#### [Exercise materials]

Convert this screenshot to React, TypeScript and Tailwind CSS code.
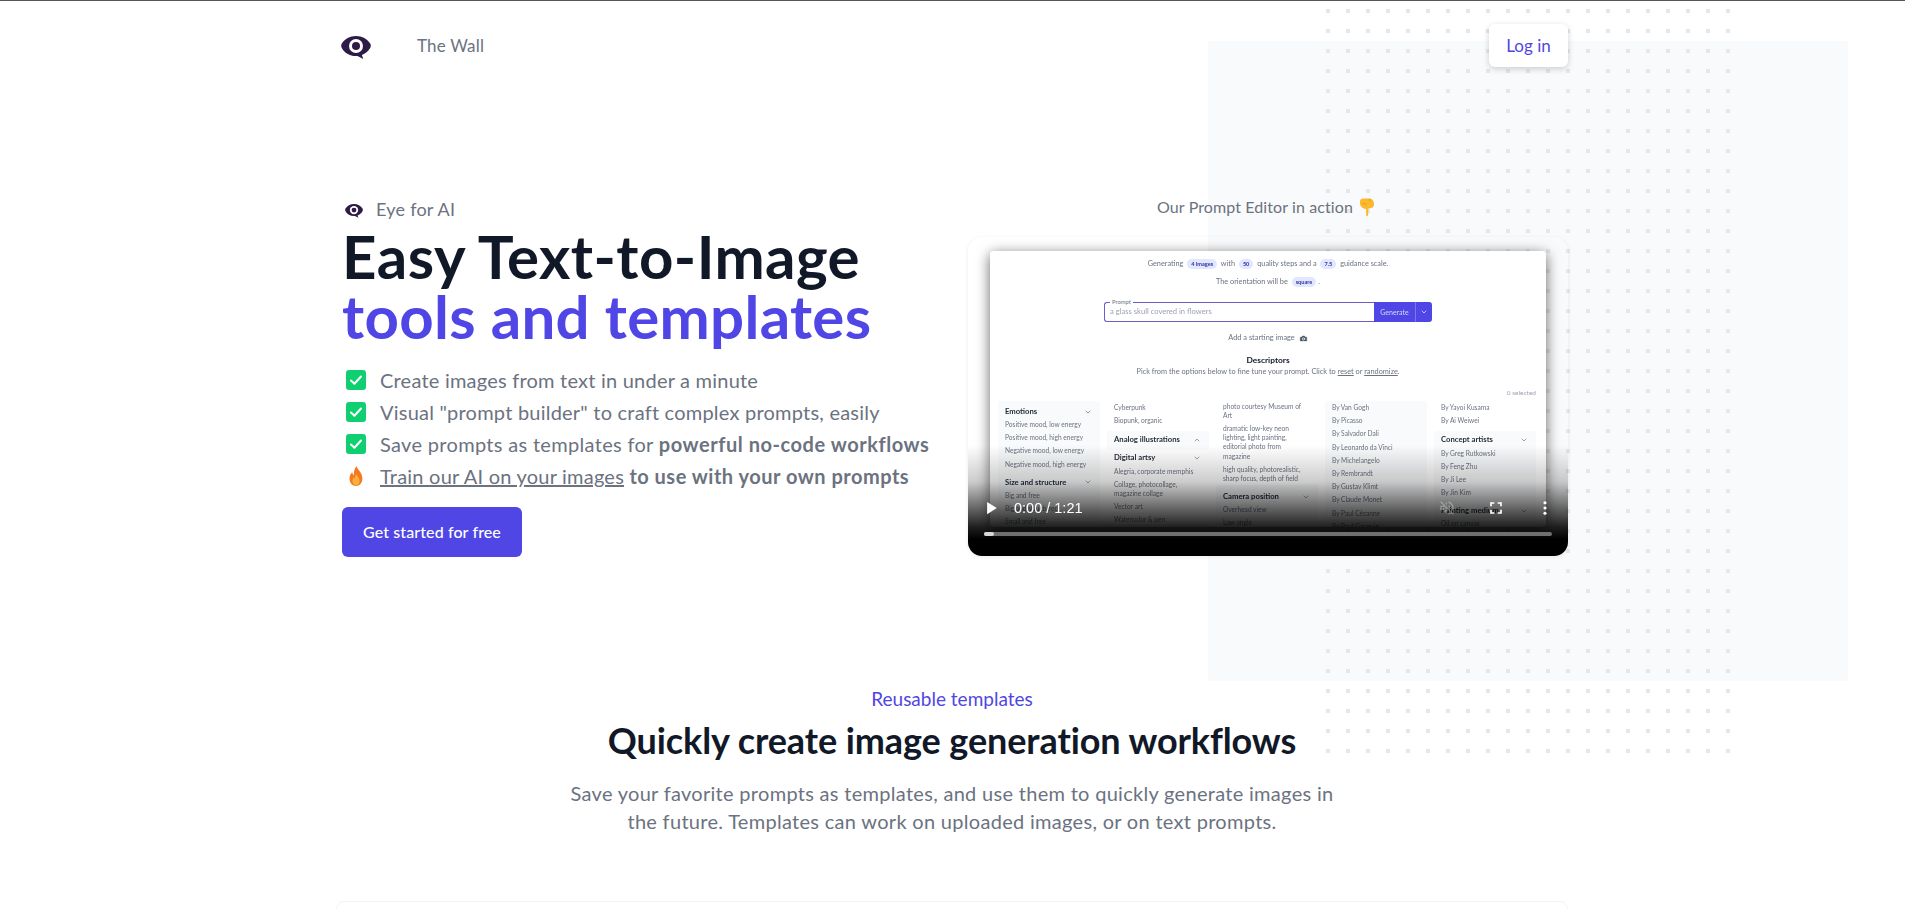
import { ChevronDown, ChevronUp, Camera } from 'lucide-react';
import type { ReactNode } from 'react';

function EyeLogo({ className }: { className: string }) {
  return (
    <svg viewBox="0 0 30 23" className={className} fill="none">
      <path
        d="M0.800 7.500C3.500 3 9 0 15 0s11.500 3 14.200 7.500c.8 1.400.8 3 0 4.400-2 3.400-4.800 5.700-8.300 7l1.400 4-5.800-3C9.500 20.500 3.500 17 .800 11.900c-.8-1.400-.8-3 0-4.400z"
        fill="#2e1a47"
      />
      <circle cx="15" cy="10" r="7" fill="#fff" />
      <circle cx="15" cy="10" r="4" fill="#2e1a47" />
    </svg>
  );
}

function CheckBox() {
  return (
    <span className="flex h-5 w-5 shrink-0 items-center justify-center rounded-[3px] bg-[#10cf70]">
      <svg viewBox="0 0 20 20" className="h-5 w-5" fill="none" stroke="#fff" strokeWidth="2" strokeLinecap="round" strokeLinejoin="round">
        <path d="M5 10.500l3.400 3.200L15 6.500" />
      </svg>
    </span>
  );
}

function Flame() {
  return (
    <svg viewBox="0 0 20 20" className="h-5 w-5 shrink-0">
      <path d="M10.500 0c.6 3.500 5.900 6.300 5.900 12.500C16.400 17 13.500 20 10 20s-6.500-3-6.500-7.500c0-2.800 1.300-4.800 2.700-6.200.2 1.500.8 2.400 1.700 2.900C7.700 5.500 8.500 2.500 10.500 0z" fill="#f4791f" />
      <path d="M10.300 8c.4 2 3.300 3.500 3.300 7 0 2.600-1.600 4.200-3.600 4.200S6.400 17.600 6.400 15c0-1.800 1-3 1.800-3.700.1.700.4 1.100.8 1.300C8.900 11 9.300 9.500 10.300 8z" fill="#fbb03b" />
    </svg>
  );
}

function HandDown() {
  return (
    <svg viewBox="0 0 16 18" className="h-[18px] w-4 shrink-0">
      <path d="M1 3.500C1 1.800 2.300 0.500 4 0.500h6c2.800 0 5 2.200 5 5v1c0 1.900-1.300 3.400-3 3.400-.4 0-.7.1-1 .3-.5.4-1.100.5-1.800.4v6c0 .9-.7 1.500-1.500 1.500S7.200 17.500 7.200 16.600V11C3.500 10.700 1 8.200 1 5.500z" fill="#fbb92d" />
      <path d="M10 0.700h1.500v2.500H10zM3 4.500l5 1.200v1.400L3 5.800z" fill="#f19a20" opacity="0.8" />
    </svg>
  );
}

function Item({ children }: { children: ReactNode }) {
  return <div className="whitespace-pre-line py-[2px] text-[6.600px] leading-[9.200px] text-[#6b7280]">{children}</div>;
}

function Heading({ title, up }: { title: string; up?: boolean }) {
  return (
    <div className="flex h-[13px] items-center justify-between pr-[1px] text-[7.700px] font-bold text-[#1f2937]">
      <span>{title}</span>
      {up ? <ChevronUp size={8} strokeWidth={2} className="text-[#6b7280]" /> : <ChevronDown size={8} strokeWidth={2} className="text-[#6b7280]" />}
    </div>
  );
}

function Rows({ items }: { items: string[] }) {
  return (
    <>
      {items.map((t) => (
        <Item key={t}>{t}</Item>
      ))}
    </>
  );
}

function Pill({ children }: { children: ReactNode }) {
  return <span className="mx-[2px] rounded-full bg-[#e0e7ff] px-[4px] py-[1px] text-[5.600px] font-bold text-[#3730a3]">{children}</span>;
}

function EditorFrame() {
  return (
    <div className="h-[276px] w-[556px] overflow-hidden rounded-[3px] bg-white text-center shadow-[0_3px_14px_rgba(0,0,0,0.6)] blur-[0.35px]">
      <div className="pt-[5px] text-[7.300px] text-[#6b7280]">
        <div className="flex h-[16px] items-center justify-center whitespace-pre">
          Generating <Pill>4 images</Pill> with <Pill>50</Pill> quality steps and a <Pill>7.5</Pill> guidance scale.
        </div>
        <div className="mt-[2px] flex h-[16px] items-center justify-center whitespace-pre">
          The orientation will be <Pill>square</Pill>.
        </div>
      </div>
      <div className="relative mx-auto mt-[12px] flex h-[20px] w-[328px]">
        <span className="absolute left-[6px] top-[-4px] bg-white px-[2px] text-[5.800px] leading-[8px] text-[#6b7280]">Prompt</span>
        <div className="flex flex-1 items-center rounded-l-[3px] border border-r-0 border-[#6a5fc9] pl-[5px] text-[7.600px] text-[#9ca3af]">
          a glass skull covered in flowers
        </div>
        <div className="flex w-[41px] items-center justify-center bg-[#4f46e5] text-[7px] text-[#d7d6f7]">Generate</div>
        <div className="flex w-[17px] items-center justify-center rounded-r-[3px] border-l border-[#7d76e8] bg-[#4f46e5] text-white">
          <ChevronDown size={8} strokeWidth={2} />
        </div>
      </div>
      <div className="mt-[8px] flex h-[16px] items-center justify-center gap-[4px] text-[7.400px] text-[#6b7280]">
        Add a starting image
        <Camera size={9} className="fill-[#4b5563] text-white" />
      </div>
      <div className="mt-[8px] h-[12px] text-[8.400px] font-bold leading-[12px] text-[#111827]">Descriptors</div>
      <div className="h-[12px] text-[7.350px] leading-[12px] text-[#6b7280]">
        Pick from the options below to fine tune your prompt. Click to <span className="underline">reset</span> or{' '}
        <span className="underline">randomize</span>.
      </div>
      <div className="mt-[9px] h-[12px] pr-[10px] text-right text-[6.500px] leading-[12px] text-[#9ca3af]">0 selected</div>
      <div className="mt-[2px] grid grid-cols-[repeat(5,102px)] gap-x-[7px] px-[8px] text-left">
        <div>
          <div className="rounded-[2px] bg-[#f9fafb] px-[7px] pb-[1px] pt-[4px]">
            <Heading title="Emotions" />
            <Rows items={['Positive mood, low energy', 'Positive mood, high energy', 'Negative mood, low energy', 'Negative mood, high energy']} />
          </div>
          <div className="rounded-[2px] bg-[#f9fafb] px-[7px] pt-[4px]">
            <Heading title="Size and structure" />
            <Rows items={['Big and free', 'Big and structured', 'Small and free']} />
          </div>
        </div>
        <div>
          <div className="px-[7px]">
            <Rows items={['Cyberpunk', 'Biopunk, organic']} />
          </div>
          <div className="mt-[3.600px] h-[19px] rounded-[2px] bg-[#f9fafb] px-[7px] pt-[2.500px]">
            <Heading title="Analog illustrations" up />
          </div>
          <div className="px-[7px] pt-[1.500px]">
            <Heading title="Digital artsy" />
            <Rows items={['Alegria, corporate memphis', 'Collage, photocollage,\nmagazine collage', 'Vector art', 'Watercolor & pen']} />
          </div>
        </div>
        <div className="mt-[-1.500px]">
          <div className="px-[7px]">
            <Rows
              items={[
                'photo courtesy Museum of\nArt',
                'dramatic low-key neon\nlighting, light painting,\neditorial photo from\nmagazine',
                'high quality, photorealistic,\nsharp focus, depth of field',
              ]}
            />
          </div>
          <div className="rounded-[2px] bg-[#f9fafb] px-[7px] pt-[5px]">
            <Heading title="Camera position" />
            <Rows items={['Overhead view', 'Low angle']} />
          </div>
        </div>
        <div className="rounded-[2px] bg-[#f9fafb] px-[7px]">
          <Rows
            items={[
              'By Van Gogh',
              'By Picasso',
              'By Salvador Dali',
              'By Leonardo da Vinci',
              'By Michelangelo',
              'By Rembrandt',
              'By Gustav Klimt',
              'By Claude Monet',
              'By Paul Cézanne',
              'By Paul Gauguin',
            ]}
          />
        </div>
        <div>
          <div className="px-[7px]">
            <Rows items={['By Yayoi Kusama', 'By Ai Weiwei']} />
          </div>
          <div className="mt-[3.600px] rounded-[2px] bg-[#f9fafb] px-[7px] pb-[2px] pt-[2.500px]">
            <Heading title="Concept artists" />
            <Rows items={['By Greg Rutkowski', 'By Feng Zhu', 'By Ji Lee', 'By Jin Kim']} />
          </div>
          <div className="rounded-[2px] bg-[#f9fafb] px-[7px] pt-[3px]">
            <Heading title="Painting medium" />
            <Rows items={['Oil on canvas']} />
          </div>
        </div>
      </div>
    </div>
  );
}

function VideoPanel() {
  return (
    <div className="relative h-[319px] w-[600px] overflow-hidden rounded-[14px] px-[22px] pt-[14px] shadow-[0_1px_4px_rgba(0,0,0,0.08)]">
      <EditorFrame />
      <div className="absolute inset-x-0 bottom-0 h-[111px] bg-[linear-gradient(to_bottom,transparent,rgba(0,0,0,0.2)_33%,rgba(0,0,0,0.6)_57%,rgba(0,0,0,0.88)_74%,#000_85%)]" />
      <div className="absolute bottom-[38px] left-[17px] right-[21px] flex items-center text-white">
        <svg viewBox="6 4 14 16" className="h-[14px] w-[13px]" fill="#fff">
          <path d="M8 5v14l11-7z" />
        </svg>
        <span className="ml-[16px] font-['Liberation_Sans',sans-serif] text-[14.500px] leading-[16px]">0:00 / 1:21</span>
        <svg viewBox="0 0 24 24" className="ml-auto h-[18px] w-[18px]" fill="rgba(255,255,255,0.3)">
          <path d="M16.500 12c0-1.770-1.020-3.290-2.500-4.030v2.210l2.450 2.450c.03-.2.05-.41.05-.63zm2.500 0c0 .94-.2 1.820-.54 2.640l1.510 1.510C20.630 14.910 21 13.500 21 12c0-4.280-2.990-7.860-7-8.770v2.060c2.890.86 5 3.540 5 6.710zM4.270 3L3 4.270 7.730 9H3v6h4l5 5v-6.730l4.250 4.250c-.67.52-1.420.93-2.250 1.180v2.060c1.380-.31 2.630-.95 3.690-1.810L19.730 21 21 19.730l-9-9L4.270 3zM12 4L9.910 6.090 12 8.180V4z" />
        </svg>
        <svg viewBox="0 0 24 24" className="ml-[30px] h-[20px] w-[20px]" fill="#fff">
          <path d="M7 14H5v5h5v-2H7v-3zm-2-4h2V7h3V5H5v5zm12 7h-3v2h5v-5h-2v3zM14 5v2h3v3h2V5h-5z" />
        </svg>
        <svg viewBox="0 0 4 16" className="ml-[37px] h-[14px] w-[4px]" fill="#fff">
          <circle cx="2" cy="2" r="1.800" />
          <circle cx="2" cy="8" r="1.800" />
          <circle cx="2" cy="14" r="1.800" />
        </svg>
      </div>
      <div className="absolute bottom-[20px] left-[16px] right-[16px] h-[4px] rounded-full bg-[#6f6f6f]">
        <div className="h-full w-[10px] rounded-full bg-[#d8d8d8]" />
      </div>
    </div>
  );
}

export default function App() {
  return (
    <div className="relative h-[909px] overflow-hidden bg-white font-['Lato',sans-serif]">
      <div className="h-px bg-[#555]" />

      {/* backdrop */}
      <div className="absolute left-[1208px] top-[41px] h-[640px] w-[640px] bg-[#f9fafb]" />
      <svg className="absolute left-[1326px] top-[9px]" width="404" height="744">
        <defs>
          <pattern id="dots" x="0" y="0" width="20" height="20" patternUnits="userSpaceOnUse">
            <rect width="4" height="4" fill="#e5e7eb" />
          </pattern>
        </defs>
        <rect width="404" height="744" fill="url(#dots)" />
      </svg>

      <div className="relative ml-[336px] w-[1232px]">
        <nav className="mt-[23px] flex h-[43px] items-center">
          <EyeLogo className="ml-[5px] mt-[3px] h-[23px] w-[30px]" />
          <a className="ml-[46px] text-[17px] tracking-[0.2px] text-[#6b7280]">The Wall</a>
          <button className="ml-auto h-[43px] w-[79px] rounded-md bg-white text-[17px] text-[#4f46e5] shadow-[0_2px_6px_rgba(0,0,0,0.18)]">Log in</button>
        </nav>

        <section className="mt-[126px] flex items-start justify-between">
          <div className="ml-[6px] pt-[2px]">
            <div className="flex h-[28px] items-center text-[18px] tracking-[0.25px] text-[#6b7280]">
              <EyeLogo className="ml-[3px] mt-[3px] h-[14px] w-[18px]" />
              <span className="ml-[13px]">Eye for AI</span>
            </div>
            <h1 className="mt-[3px] text-[60px] font-bold leading-[60px] tracking-[0.45px] text-[#111827]">
              Easy Text-to-Image
              <br />
              <span className="tracking-[0.3px] text-[#4f46e5]">tools and templates</span>
            </h1>
            <ul className="mt-[18px] text-[20px] leading-[32px] tracking-[0.22px] text-[#6b7280]">
              <li className="flex items-center pl-[4px]">
                <CheckBox />
                <span className="ml-[14px]">Create images from text in under a minute</span>
              </li>
              <li className="flex items-center pl-[4px]">
                <CheckBox />
                <span className="ml-[14px]">Visual "prompt builder" to craft complex prompts, easily</span>
              </li>
              <li className="flex items-center pl-[4px]">
                <CheckBox />
                <span className="ml-[14px] tracking-[0.32px]">
                  Save prompts as templates for <b className="font-bold tracking-[0.55px]">powerful no-code workflows</b>
                </span>
              </li>
              <li className="flex items-center pl-[4px]">
                <Flame />
                <span className="ml-[14px]">
                  <span className="underline">Train our AI on your images</span> <b className="font-bold tracking-[0.5px]">to use with your own prompts</b>
                </span>
              </li>
            </ul>
            <button className="mt-[15px] h-[50px] w-[180px] rounded-md bg-[#4f46e5] text-[16px] font-medium tracking-[0.1px] text-white">Get started for free</button>
          </div>

          <div>
            <div className="flex h-[28px] items-center justify-center gap-[6px] pr-[4px] text-[16px] tracking-[0.1px] text-[#6b7280]">
              Our Prompt Editor in action
              <HandDown />
            </div>
            <div className="mt-[16px]">
              <VideoPanel />
            </div>
          </div>
        </section>

        <section className="mt-[128px] text-center">
          <div className="text-[19px] leading-[28px] text-[#4f46e5]">Reusable templates</div>
          <h2 className="mt-[7px] text-[36px] font-bold leading-[40px] tracking-[-0.1px] text-[#111827]">Quickly create image generation workflows</h2>
          <p className="mx-auto mt-[19px] w-[775px] text-[20px] leading-[28px] tracking-[0.3px] text-[#6b7280]">
            Save your favorite prompts as templates, and use them to quickly generate images in the future. Templates can work on uploaded images, or on text prompts.
          </p>
        </section>

        <div className="mt-[66px] h-[200px] rounded-lg border border-gray-100 bg-white" />
      </div>
    </div>
  );
}
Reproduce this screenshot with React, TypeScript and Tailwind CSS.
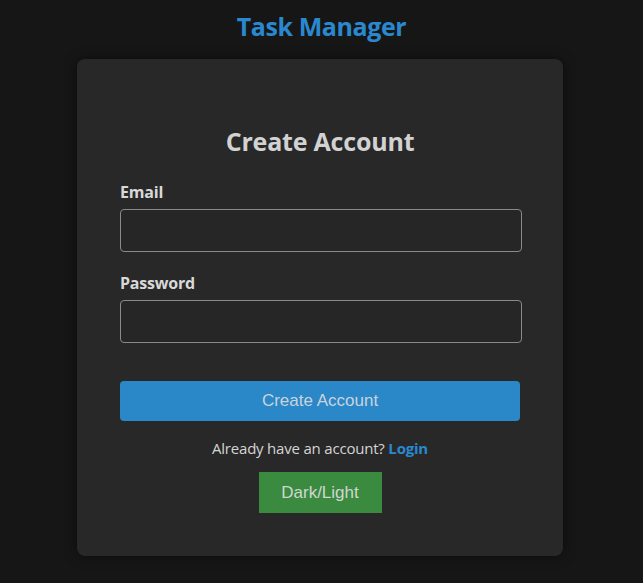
export default function App() {
  return (
    <div
      className="min-h-[583px] bg-[#161616] flex flex-col"
      style={{ fontFamily: '"Open Sans", "Noto Sans", sans-serif' }}
    >
      <h1 className="mt-[9px] self-center text-[25px] leading-[34px] font-bold text-[#2a88cf] tracking-[-0.4px]">
        Task Manager
      </h1>
      <div className="mt-[16px] ml-[77px] w-[486px] h-[497px] bg-[#282828] rounded-[8px] shadow-[0_0_12px_rgba(0,0,0,0.5)] px-[43px] pt-[66px]">
        <h2 className="text-center text-[25px] leading-[32px] font-bold text-[#d2d2d2] tracking-[-0.2px]">
          Create Account
        </h2>
        <form className="mt-[25px] flex flex-col" onSubmit={(e) => e.preventDefault()}>
          <label className="text-[16px] leading-[20px] font-bold text-[#d8d8d8] tracking-[-0.2px]">Email</label>
          <input
            type="email"
            className="mt-[7px] w-[402px] h-[43px] rounded-[4px] border border-[#8a8a8a] bg-[#262626] text-[#ddd] px-3 outline-none"
          />
          <label className="mt-[21px] text-[16px] leading-[20px] font-bold text-[#d8d8d8] tracking-[-0.2px]">Password</label>
          <input
            type="password"
            className="mt-[7px] w-[402px] h-[43px] rounded-[4px] border border-[#8a8a8a] bg-[#262626] text-[#ddd] px-3 outline-none"
          />
          <button
            type="submit"
            className="mt-[38px] w-[400px] h-[40px] rounded-[4px] bg-[#2a87c8] text-[17px] text-[#c9d3dc]"
            style={{ fontFamily: '"Liberation Sans", Arial, sans-serif' }}
          >
            Create Account
          </button>
        </form>
        <p className="mt-[17px] text-center text-[15px] leading-[20px] text-[#d4d4d4] tracking-[-0.2px]">
          Already have an account?{" "}
          <a href="#" className="font-bold text-[#2a88cf]">
            Login
          </a>
        </p>
        <div className="mt-[14px] flex justify-center">
          <button
            className="w-[123px] h-[41px] bg-[#3a8a3f] text-[17px] text-[#d0d6d0]"
            style={{ fontFamily: '"Liberation Sans", Arial, sans-serif' }}
          >
            Dark/Light
          </button>
        </div>
      </div>
    </div>
  );
}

#### [Task requirements]
List each line in the listing that contains the string "with".

#### [Final result]
          Generating <Pill>4 images</Pill> with <Pill>50</Pill> quality steps and a <Pill>7.5</Pill> guidance scale.
                  <span className="underline">Train our AI on your images</span> <b className="font-bold tracking-[0.5px]">to use with your own prompts</b>
Reproduce this screenshot with React, TypeScript and Tailwind CSS.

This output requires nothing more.